→ **Data**
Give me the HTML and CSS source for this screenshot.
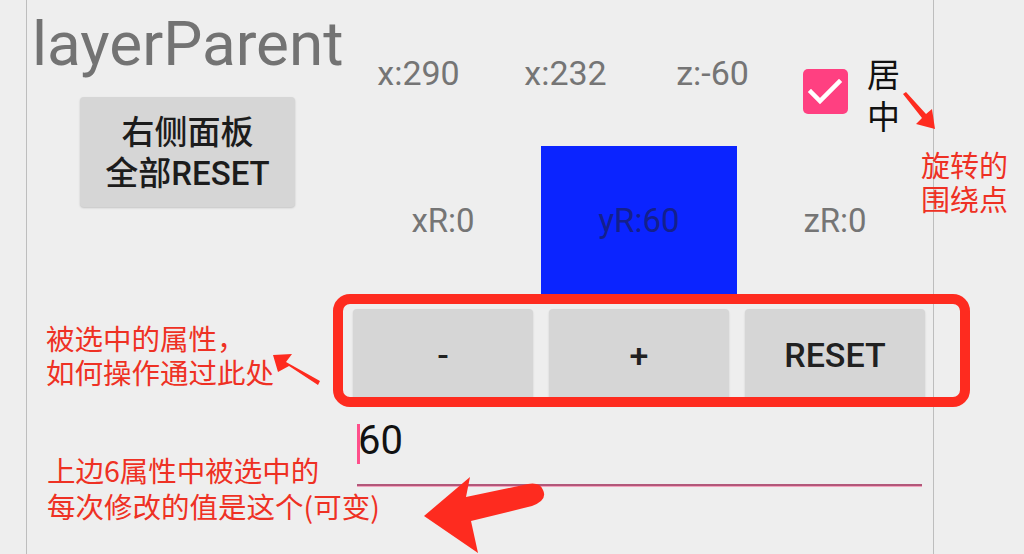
FILE: index.html
```html
<!DOCTYPE html>
<html lang="zh">
<head>
<meta charset="utf-8">
<link rel="stylesheet" href="styles.css">
</head>
<body>
<div class="page">
  <div class="gutter"></div>
  <div class="panel">
    <div class="left">
      <div class="title">layerParent</div>
      <div class="reset-all">右侧面板<br>全部RESET</div>
    </div>
    <div class="right">
      <div class="coords">
        <div class="coord">x:290</div>
        <div class="coord">x:232</div>
        <div class="coord">z:-60</div>
        <div class="center-opt">
          <span class="checkbox">
            <svg width="45" height="45" viewBox="0 0 45 45"><polyline points="8,23 17,32 36,13" fill="none" stroke="#fff" stroke-width="4.5" stroke-linecap="square"/></svg>
          </span>
          <span class="center-label">居<br>中</span>
        </div>
      </div>
      <div class="rotations">
        <div class="rot">xR:0</div>
        <div class="rot selected">yR:60</div>
        <div class="rot">zR:0</div>
      </div>
      <div class="ops">
        <div class="op">-</div>
        <div class="op">+</div>
        <div class="op">RESET</div>
      </div>
      <div class="value-input"><span class="caret"></span>60</div>
    </div>
  </div>
</div>

<div class="note note-pivot">旋转的<br>围绕点</div>
<div class="note note-ops">被选中的属性，<br>如何操作通过此处</div>
<div class="note note-value">上边6属性中被选中的<br>每次修改的值是这个(可变)</div>

<svg class="overlay" width="1024" height="554" viewBox="0 0 1024 554">
  <rect x="338" y="299" width="627" height="103" rx="12" ry="12" fill="none" stroke="#fe2b1f" stroke-width="10"/>
  <polygon points="903,94 906,92 926,114 932,109 935,129 916,124 922,118" fill="#fe2b1f"/>
  <polygon points="320,381 318,385 289,366 278,372 273,355 292,354 286,362" fill="#fe2b1f"/>
  <path d="M470,477 L424,516 L478,553 L471,521 L532,506 Q548,500 543,490 Q540,482 528,484 L466,497 Z" fill="#fe2b1f"/>
</svg>
</body>
</html>
```
FILE: styles.css
```css
html, body {
  margin: 0;
  padding: 0;
}
body {
  background: #eeeeee;
  font-family: Roboto, "Noto Sans CJK SC", sans-serif;
  width: 1024px;
  height: 554px;
  overflow: hidden;
  position: relative;
}
.page {
  display: flex;
  height: 554px;
}
.gutter {
  width: 26px;
}
.panel {
  width: 906px;
  border-left: 1px solid #bdbdbd;
  border-right: 1px solid #bdbdbd;
  display: flex;
}
.left {
  width: 318px;
  padding-left: 5px;
  box-sizing: border-box;
}
.title {
  margin-top: 7px;
  font-size: 62px;
  line-height: 74px;
  color: #737373;
  white-space: nowrap;
}
.reset-all {
  margin-top: 16px;
  margin-left: 48px;
  width: 215px;
  height: 110px;
  box-sizing: border-box;
  padding-top: 2px;
  background: #d6d6d6;
  border-radius: 4px;
  box-shadow: 0 1px 2px rgba(0,0,0,0.18);
  display: flex;
  align-items: center;
  justify-content: center;
  text-align: center;
  font-family: Roboto, "Noto Sans CJK SC", sans-serif;
  font-weight: 500;
  font-size: 33px;
  line-height: 41px;
  color: #1c1c1c;
}
.right {
  flex: 1;
  display: flex;
  flex-direction: column;
}
.coords {
  height: 146px;
  display: grid;
  grid-template-columns: repeat(4, 1fr);
  align-items: center;
}
.coord {
  text-align: center;
  font-size: 34px;
  color: #757575;
}
.center-opt {
  align-self: start;
  margin-top: 52px;
  margin-left: 17px;
  display: flex;
  align-items: center;
  gap: 19px;
}
.checkbox {
  width: 45px;
  height: 45px;
  background: #ff4081;
  border-radius: 5px;
  display: block;
  margin-top: -6px;
}
.checkbox svg {
  display: block;
}
.center-label {
  font-family: "Noto Sans CJK SC", sans-serif;
  font-size: 33px;
  line-height: 42px;
  color: #111111;
}
.rotations {
  height: 149px;
  display: grid;
  grid-template-columns: repeat(3, 1fr);
}
.rot {
  display: flex;
  align-items: center;
  justify-content: center;
  font-size: 33px;
  color: #757575;
}
.rot.selected {
  background: #0b24ff;
  color: #14208c;
}
.ops {
  display: grid;
  grid-template-columns: repeat(3, 1fr);
  padding: 14px 0 6px;
}
.op {
  margin: 0 8px;
  height: 92px;
  background: #d6d6d6;
  border-radius: 4px;
  box-shadow: 0 1px 2px rgba(0,0,0,0.15);
  display: flex;
  align-items: center;
  justify-content: center;
  font-weight: 500;
  font-size: 34px;
  color: #212121;
}
.value-input {
  margin-top: 10px;
  margin-left: 12px;
  width: 565px;
  font-size: 40px;
  line-height: 48px;
  color: #111111;
  padding-bottom: 19px;
  border-bottom: 2px solid #b25779;
  box-shadow: 0 1px 0 #f2a3be;
}
.caret {
  display: inline-block;
  width: 3px;
  height: 40px;
  background: #ff4f8b;
  vertical-align: -10px;
  margin-right: -2px;
}
.note {
  position: absolute;
  font-family: "Noto Sans CJK SC", sans-serif;
  color: #ee3124;
  white-space: nowrap;
}
.note-pivot {
  left: 921px;
  top: 147px;
  font-size: 29px;
  line-height: 34px;
}
.note-ops {
  left: 46px;
  top: 321px;
  font-size: 28.5px;
  line-height: 34px;
}
.note-value {
  left: 47px;
  top: 452px;
  font-size: 28.5px;
  line-height: 36px;
}
.overlay {
  position: absolute;
  left: 0;
  top: 0;
  pointer-events: none;
}
```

→ **Given exercise**
Leave out the pictures and print every line of the data exactly.

→ **Reply to the exercise**
Give me the HTML and CSS source for this screenshot.
FILE: index.html
```html
<!DOCTYPE html>
<html lang="zh">
<head>
<meta charset="utf-8">
<link rel="stylesheet" href="styles.css">
</head>
<body>
<div class="page">
  <div class="gutter"></div>
  <div class="panel">
    <div class="left">
      <div class="title">layerParent</div>
      <div class="reset-all">右侧面板<br>全部RESET</div>
    </div>
    <div class="right">
      <div class="coords">
        <div class="coord">x:290</div>
        <div class="coord">x:232</div>
        <div class="coord">z:-60</div>
        <div class="center-opt">
          <span class="checkbox">
            <svg width="45" height="45" viewBox="0 0 45 45"><polyline points="8,23 17,32 36,13" fill="none" stroke="#fff" stroke-width="4.5" stroke-linecap="square"/></svg>
          </span>
          <span class="center-label">居<br>中</span>
        </div>
      </div>
      <div class="rotations">
        <div class="rot">xR:0</div>
        <div class="rot selected">yR:60</div>
        <div class="rot">zR:0</div>
      </div>
      <div class="ops">
        <div class="op">-</div>
        <div class="op">+</div>
        <div class="op">RESET</div>
      </div>
      <div class="value-input"><span class="caret"></span>60</div>
    </div>
  </div>
</div>

<div class="note note-pivot">旋转的<br>围绕点</div>
<div class="note note-ops">被选中的属性，<br>如何操作通过此处</div>
<div class="note note-value">上边6属性中被选中的<br>每次修改的值是这个(可变)</div>

<svg class="overlay" width="1024" height="554" viewBox="0 0 1024 554">
  <rect x="338" y="299" width="627" height="103" rx="12" ry="12" fill="none" stroke="#fe2b1f" stroke-width="10"/>
  <polygon points="903,94 906,92 926,114 932,109 935,129 916,124 922,118" fill="#fe2b1f"/>
  <polygon points="320,381 318,385 289,366 278,372 273,355 292,354 286,362" fill="#fe2b1f"/>
  <path d="M470,477 L424,516 L478,553 L471,521 L532,506 Q548,500 543,490 Q540,482 528,484 L466,497 Z" fill="#fe2b1f"/>
</svg>
</body>
</html>
```
FILE: styles.css
```css
html, body {
  margin: 0;
  padding: 0;
}
body {
  background: #eeeeee;
  font-family: Roboto, "Noto Sans CJK SC", sans-serif;
  width: 1024px;
  height: 554px;
  overflow: hidden;
  position: relative;
}
.page {
  display: flex;
  height: 554px;
}
.gutter {
  width: 26px;
}
.panel {
  width: 906px;
  border-left: 1px solid #bdbdbd;
  border-right: 1px solid #bdbdbd;
  display: flex;
}
.left {
  width: 318px;
  padding-left: 5px;
  box-sizing: border-box;
}
.title {
  margin-top: 7px;
  font-size: 62px;
  line-height: 74px;
  color: #737373;
  white-space: nowrap;
}
.reset-all {
  margin-top: 16px;
  margin-left: 48px;
  width: 215px;
  height: 110px;
  box-sizing: border-box;
  padding-top: 2px;
  background: #d6d6d6;
  border-radius: 4px;
  box-shadow: 0 1px 2px rgba(0,0,0,0.18);
  display: flex;
  align-items: center;
  justify-content: center;
  text-align: center;
  font-family: Roboto, "Noto Sans CJK SC", sans-serif;
  font-weight: 500;
  font-size: 33px;
  line-height: 41px;
  color: #1c1c1c;
}
.right {
  flex: 1;
  display: flex;
  flex-direction: column;
}
.coords {
  height: 146px;
  display: grid;
  grid-template-columns: repeat(4, 1fr);
  align-items: center;
}
.coord {
  text-align: center;
  font-size: 34px;
  color: #757575;
}
.center-opt {
  align-self: start;
  margin-top: 52px;
  margin-left: 17px;
  display: flex;
  align-items: center;
  gap: 19px;
}
.checkbox {
  width: 45px;
  height: 45px;
  background: #ff4081;
  border-radius: 5px;
  display: block;
  margin-top: -6px;
}
.checkbox svg {
  display: block;
}
.center-label {
  font-family: "Noto Sans CJK SC", sans-serif;
  font-size: 33px;
  line-height: 42px;
  color: #111111;
}
.rotations {
  height: 149px;
  display: grid;
  grid-template-columns: repeat(3, 1fr);
}
.rot {
  display: flex;
  align-items: center;
  justify-content: center;
  font-size: 33px;
  color: #757575;
}
.rot.selected {
  background: #0b24ff;
  color: #14208c;
}
.ops {
  display: grid;
  grid-template-columns: repeat(3, 1fr);
  padding: 14px 0 6px;
}
.op {
  margin: 0 8px;
  height: 92px;
  background: #d6d6d6;
  border-radius: 4px;
  box-shadow: 0 1px 2px rgba(0,0,0,0.15);
  display: flex;
  align-items: center;
  justify-content: center;
  font-weight: 500;
  font-size: 34px;
  color: #212121;
}
.value-input {
  margin-top: 10px;
  margin-left: 12px;
  width: 565px;
  font-size: 40px;
  line-height: 48px;
  color: #111111;
  padding-bottom: 19px;
  border-bottom: 2px solid #b25779;
  box-shadow: 0 1px 0 #f2a3be;
}
.caret {
  display: inline-block;
  width: 3px;
  height: 40px;
  background: #ff4f8b;
  vertical-align: -10px;
  margin-right: -2px;
}
.note {
  position: absolute;
  font-family: "Noto Sans CJK SC", sans-serif;
  color: #ee3124;
  white-space: nowrap;
}
.note-pivot {
  left: 921px;
  top: 147px;
  font-size: 29px;
  line-height: 34px;
}
.note-ops {
  left: 46px;
  top: 321px;
  font-size: 28.5px;
  line-height: 34px;
}
.note-value {
  left: 47px;
  top: 452px;
  font-size: 28.5px;
  line-height: 36px;
}
.overlay {
  position: absolute;
  left: 0;
  top: 0;
  pointer-events: none;
}
```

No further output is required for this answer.